**Provided records:**
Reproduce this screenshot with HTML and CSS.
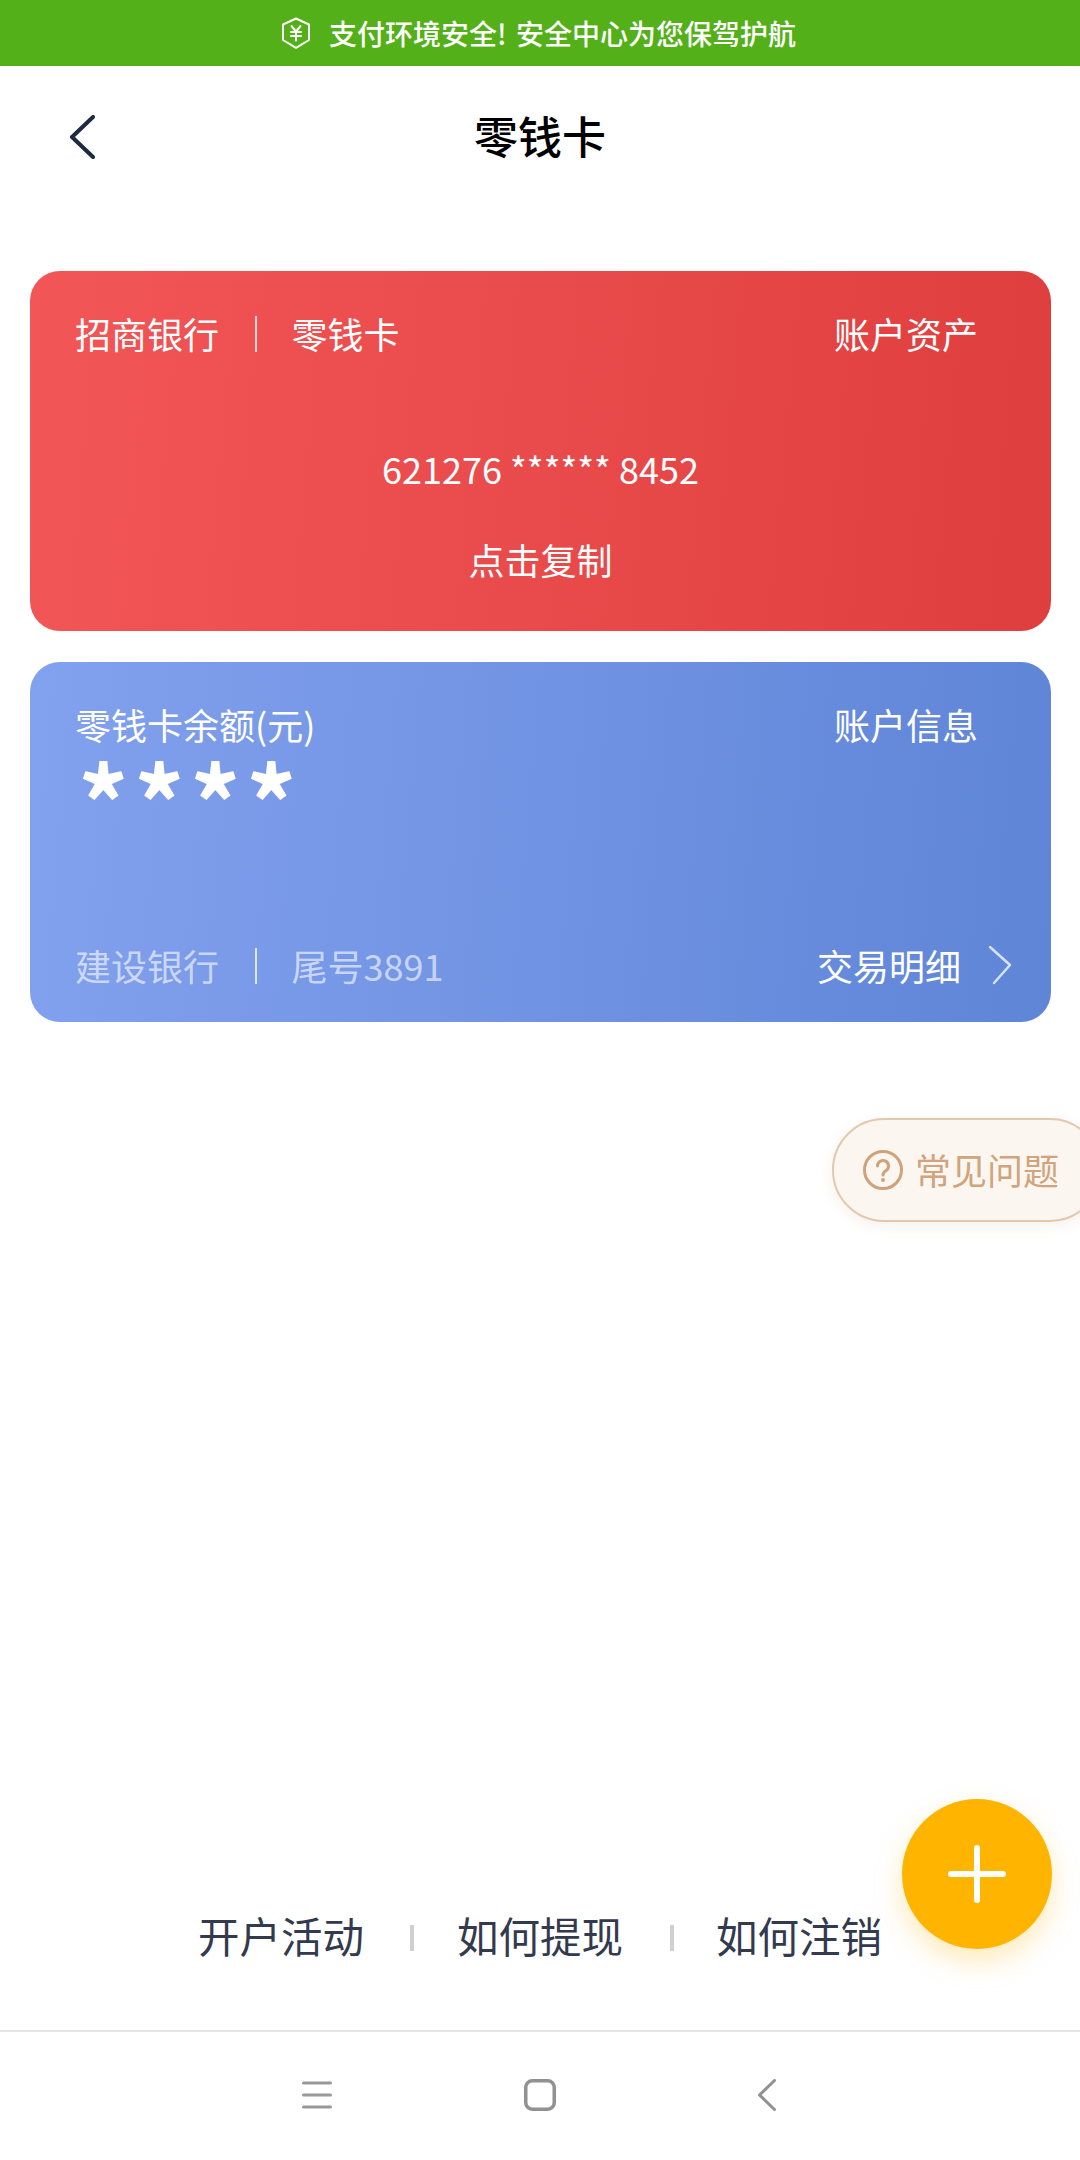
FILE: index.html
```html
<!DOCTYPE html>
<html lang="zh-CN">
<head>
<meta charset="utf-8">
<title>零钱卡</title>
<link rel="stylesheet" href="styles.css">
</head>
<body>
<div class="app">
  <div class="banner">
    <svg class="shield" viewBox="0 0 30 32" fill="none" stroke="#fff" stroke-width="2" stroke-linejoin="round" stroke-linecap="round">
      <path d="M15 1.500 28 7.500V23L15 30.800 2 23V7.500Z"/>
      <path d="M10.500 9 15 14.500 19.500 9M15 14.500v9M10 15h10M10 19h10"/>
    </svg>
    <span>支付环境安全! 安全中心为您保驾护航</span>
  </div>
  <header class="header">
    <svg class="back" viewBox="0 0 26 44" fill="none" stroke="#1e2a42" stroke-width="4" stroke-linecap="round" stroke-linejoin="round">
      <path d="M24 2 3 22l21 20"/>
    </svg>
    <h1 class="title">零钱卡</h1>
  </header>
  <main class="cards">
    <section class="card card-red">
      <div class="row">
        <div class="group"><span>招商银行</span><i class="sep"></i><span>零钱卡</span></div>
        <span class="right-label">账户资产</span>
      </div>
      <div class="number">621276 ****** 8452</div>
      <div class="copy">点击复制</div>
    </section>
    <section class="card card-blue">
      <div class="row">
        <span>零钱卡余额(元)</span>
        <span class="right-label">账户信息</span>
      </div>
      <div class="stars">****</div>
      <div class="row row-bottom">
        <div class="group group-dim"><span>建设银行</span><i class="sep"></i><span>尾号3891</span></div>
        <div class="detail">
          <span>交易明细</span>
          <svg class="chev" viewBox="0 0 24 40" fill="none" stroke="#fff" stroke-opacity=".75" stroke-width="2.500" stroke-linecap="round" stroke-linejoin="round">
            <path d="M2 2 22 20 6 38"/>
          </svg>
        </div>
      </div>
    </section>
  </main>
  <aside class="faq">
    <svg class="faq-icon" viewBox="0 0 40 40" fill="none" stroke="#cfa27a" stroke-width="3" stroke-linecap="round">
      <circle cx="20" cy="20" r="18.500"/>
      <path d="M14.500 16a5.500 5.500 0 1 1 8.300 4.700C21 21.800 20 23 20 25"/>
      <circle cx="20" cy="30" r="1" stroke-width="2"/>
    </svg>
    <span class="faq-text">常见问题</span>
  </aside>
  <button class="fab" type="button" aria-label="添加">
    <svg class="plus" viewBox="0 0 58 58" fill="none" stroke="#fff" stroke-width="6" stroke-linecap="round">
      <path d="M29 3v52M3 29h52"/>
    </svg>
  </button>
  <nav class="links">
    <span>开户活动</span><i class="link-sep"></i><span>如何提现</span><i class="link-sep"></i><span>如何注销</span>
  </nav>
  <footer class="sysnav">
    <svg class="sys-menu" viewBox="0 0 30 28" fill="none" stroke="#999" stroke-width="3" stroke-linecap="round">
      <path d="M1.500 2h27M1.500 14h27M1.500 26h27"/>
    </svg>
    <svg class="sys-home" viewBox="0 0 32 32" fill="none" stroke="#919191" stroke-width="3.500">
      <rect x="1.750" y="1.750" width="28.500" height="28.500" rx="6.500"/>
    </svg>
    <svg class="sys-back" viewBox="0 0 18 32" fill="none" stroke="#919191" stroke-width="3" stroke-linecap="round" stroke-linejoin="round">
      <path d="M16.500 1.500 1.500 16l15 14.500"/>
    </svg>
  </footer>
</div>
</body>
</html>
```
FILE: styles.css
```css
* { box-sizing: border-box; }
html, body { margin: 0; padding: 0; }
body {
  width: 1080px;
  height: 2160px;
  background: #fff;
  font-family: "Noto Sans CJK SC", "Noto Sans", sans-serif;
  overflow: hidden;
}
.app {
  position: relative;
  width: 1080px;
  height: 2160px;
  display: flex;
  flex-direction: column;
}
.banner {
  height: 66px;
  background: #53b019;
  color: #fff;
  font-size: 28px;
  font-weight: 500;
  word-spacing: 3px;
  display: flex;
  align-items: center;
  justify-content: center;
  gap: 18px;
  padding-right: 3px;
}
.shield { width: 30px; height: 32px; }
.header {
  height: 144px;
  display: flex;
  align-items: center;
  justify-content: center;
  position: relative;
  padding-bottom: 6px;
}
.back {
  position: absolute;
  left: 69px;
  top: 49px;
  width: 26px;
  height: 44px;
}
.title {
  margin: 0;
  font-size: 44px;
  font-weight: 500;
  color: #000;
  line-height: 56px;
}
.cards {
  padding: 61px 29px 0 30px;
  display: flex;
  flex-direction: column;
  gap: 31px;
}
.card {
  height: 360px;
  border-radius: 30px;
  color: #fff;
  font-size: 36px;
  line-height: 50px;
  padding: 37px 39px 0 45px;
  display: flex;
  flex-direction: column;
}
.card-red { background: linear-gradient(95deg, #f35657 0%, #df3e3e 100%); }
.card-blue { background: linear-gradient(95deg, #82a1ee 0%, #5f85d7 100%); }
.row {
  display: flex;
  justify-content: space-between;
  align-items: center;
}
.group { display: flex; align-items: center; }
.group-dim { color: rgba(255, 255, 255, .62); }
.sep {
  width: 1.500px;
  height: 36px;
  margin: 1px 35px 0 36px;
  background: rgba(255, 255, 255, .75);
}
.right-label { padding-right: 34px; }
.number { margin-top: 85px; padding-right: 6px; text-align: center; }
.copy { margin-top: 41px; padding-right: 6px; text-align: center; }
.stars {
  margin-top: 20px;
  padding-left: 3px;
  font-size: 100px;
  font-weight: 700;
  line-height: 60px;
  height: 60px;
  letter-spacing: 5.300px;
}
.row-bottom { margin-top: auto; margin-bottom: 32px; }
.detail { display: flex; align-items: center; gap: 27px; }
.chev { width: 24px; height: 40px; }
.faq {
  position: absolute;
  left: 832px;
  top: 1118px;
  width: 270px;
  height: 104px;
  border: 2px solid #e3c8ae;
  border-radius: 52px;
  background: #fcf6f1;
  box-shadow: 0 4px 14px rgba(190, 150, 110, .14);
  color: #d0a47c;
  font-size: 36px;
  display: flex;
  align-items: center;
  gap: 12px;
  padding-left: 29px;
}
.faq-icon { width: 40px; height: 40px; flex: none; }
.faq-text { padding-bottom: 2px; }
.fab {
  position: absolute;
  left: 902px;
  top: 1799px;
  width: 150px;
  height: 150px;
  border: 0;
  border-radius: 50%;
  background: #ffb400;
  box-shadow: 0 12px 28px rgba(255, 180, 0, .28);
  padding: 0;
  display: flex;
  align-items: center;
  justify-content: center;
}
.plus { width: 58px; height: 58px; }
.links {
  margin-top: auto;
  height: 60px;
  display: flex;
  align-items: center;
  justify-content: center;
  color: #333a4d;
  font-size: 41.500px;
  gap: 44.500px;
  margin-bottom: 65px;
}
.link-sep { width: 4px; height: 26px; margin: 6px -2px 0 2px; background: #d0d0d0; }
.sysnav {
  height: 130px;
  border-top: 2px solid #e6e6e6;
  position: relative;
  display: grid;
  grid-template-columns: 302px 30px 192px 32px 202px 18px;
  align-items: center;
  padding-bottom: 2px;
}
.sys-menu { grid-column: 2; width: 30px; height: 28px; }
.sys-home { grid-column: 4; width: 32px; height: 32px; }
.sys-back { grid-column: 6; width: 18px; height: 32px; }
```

==

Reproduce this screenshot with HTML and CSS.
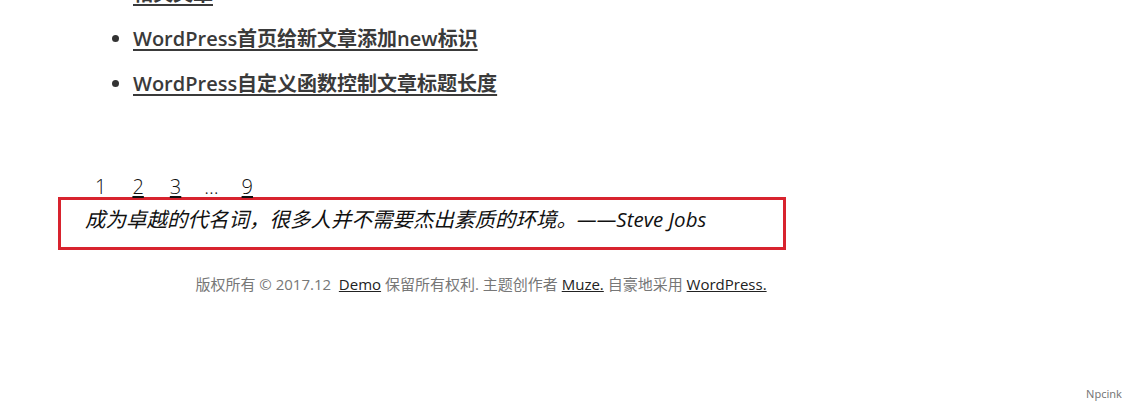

* * *

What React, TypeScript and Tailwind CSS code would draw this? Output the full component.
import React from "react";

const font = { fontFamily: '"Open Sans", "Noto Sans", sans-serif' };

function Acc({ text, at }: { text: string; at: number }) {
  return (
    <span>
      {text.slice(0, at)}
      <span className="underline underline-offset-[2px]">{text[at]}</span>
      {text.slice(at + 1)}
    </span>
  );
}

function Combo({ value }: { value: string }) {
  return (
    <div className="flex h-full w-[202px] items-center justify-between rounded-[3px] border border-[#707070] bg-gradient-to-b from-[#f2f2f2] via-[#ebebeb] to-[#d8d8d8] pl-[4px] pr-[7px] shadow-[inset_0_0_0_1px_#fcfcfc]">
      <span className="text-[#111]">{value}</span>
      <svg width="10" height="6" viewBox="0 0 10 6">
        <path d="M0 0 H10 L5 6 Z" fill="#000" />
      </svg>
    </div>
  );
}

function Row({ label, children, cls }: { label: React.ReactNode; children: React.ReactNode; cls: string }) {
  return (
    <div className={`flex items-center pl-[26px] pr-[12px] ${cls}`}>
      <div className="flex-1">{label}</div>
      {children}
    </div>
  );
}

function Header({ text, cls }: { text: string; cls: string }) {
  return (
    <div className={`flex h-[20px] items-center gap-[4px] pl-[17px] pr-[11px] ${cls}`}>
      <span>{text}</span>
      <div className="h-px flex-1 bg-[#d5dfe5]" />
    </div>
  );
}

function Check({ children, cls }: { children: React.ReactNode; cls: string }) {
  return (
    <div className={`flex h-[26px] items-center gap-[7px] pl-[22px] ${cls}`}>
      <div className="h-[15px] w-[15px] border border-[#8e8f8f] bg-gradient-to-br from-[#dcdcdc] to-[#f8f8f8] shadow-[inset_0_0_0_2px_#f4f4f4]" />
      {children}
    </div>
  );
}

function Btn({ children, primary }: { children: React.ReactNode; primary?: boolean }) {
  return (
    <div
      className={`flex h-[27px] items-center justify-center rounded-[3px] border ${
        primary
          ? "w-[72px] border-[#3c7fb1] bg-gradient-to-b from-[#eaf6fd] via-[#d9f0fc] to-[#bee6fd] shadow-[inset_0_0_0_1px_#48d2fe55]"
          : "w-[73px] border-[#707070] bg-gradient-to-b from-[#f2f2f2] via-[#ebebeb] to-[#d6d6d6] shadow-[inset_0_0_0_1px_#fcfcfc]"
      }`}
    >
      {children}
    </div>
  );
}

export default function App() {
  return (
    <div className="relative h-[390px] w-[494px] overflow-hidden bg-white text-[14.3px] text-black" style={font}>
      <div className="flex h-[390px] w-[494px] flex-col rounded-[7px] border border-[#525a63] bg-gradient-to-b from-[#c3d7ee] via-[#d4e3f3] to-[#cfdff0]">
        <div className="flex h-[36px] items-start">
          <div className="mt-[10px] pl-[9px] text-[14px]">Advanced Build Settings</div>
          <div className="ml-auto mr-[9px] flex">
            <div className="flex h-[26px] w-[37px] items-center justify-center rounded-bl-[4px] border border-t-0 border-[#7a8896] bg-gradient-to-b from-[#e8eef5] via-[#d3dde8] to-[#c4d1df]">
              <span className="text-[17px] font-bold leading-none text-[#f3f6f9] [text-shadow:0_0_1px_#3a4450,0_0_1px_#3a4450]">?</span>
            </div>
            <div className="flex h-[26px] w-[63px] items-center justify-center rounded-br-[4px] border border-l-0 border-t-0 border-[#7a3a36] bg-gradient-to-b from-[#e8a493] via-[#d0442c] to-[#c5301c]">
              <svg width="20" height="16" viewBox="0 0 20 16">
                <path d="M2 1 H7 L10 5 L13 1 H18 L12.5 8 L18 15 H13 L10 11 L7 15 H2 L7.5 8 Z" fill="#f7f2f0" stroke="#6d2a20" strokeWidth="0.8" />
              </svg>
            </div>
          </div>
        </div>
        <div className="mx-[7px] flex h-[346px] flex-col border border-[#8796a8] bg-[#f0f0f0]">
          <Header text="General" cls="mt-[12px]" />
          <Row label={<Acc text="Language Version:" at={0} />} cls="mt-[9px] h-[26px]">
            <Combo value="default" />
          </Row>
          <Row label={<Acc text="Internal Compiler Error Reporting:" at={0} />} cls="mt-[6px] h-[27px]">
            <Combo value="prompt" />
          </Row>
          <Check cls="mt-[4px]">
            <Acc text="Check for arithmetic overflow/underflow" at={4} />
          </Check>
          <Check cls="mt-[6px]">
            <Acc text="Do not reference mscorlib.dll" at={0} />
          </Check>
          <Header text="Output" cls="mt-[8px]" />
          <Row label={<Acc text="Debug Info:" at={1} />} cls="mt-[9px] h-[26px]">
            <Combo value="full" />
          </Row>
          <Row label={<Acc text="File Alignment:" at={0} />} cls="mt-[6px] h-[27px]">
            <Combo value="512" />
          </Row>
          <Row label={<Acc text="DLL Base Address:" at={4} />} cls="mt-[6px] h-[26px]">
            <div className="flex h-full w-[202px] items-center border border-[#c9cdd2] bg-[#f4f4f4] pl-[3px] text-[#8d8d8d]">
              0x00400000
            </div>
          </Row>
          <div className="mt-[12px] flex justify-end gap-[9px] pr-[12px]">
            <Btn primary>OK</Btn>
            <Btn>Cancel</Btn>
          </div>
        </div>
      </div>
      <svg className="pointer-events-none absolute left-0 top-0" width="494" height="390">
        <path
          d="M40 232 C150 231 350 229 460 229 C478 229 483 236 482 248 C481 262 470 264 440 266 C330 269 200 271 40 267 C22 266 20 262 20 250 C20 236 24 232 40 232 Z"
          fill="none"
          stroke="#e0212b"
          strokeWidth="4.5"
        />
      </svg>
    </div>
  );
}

**Exercise:** Which lines hold the string "React"? Copy all of them from the data above.

**Full output:**
What React, TypeScript and Tailwind CSS code would draw this? Output the full component.
import React from "react";
function Row({ label, children, cls }: { label: React.ReactNode; children: React.ReactNode; cls: string }) {
function Check({ children, cls }: { children: React.ReactNode; cls: string }) {
function Btn({ children, primary }: { children: React.ReactNode; primary?: boolean }) {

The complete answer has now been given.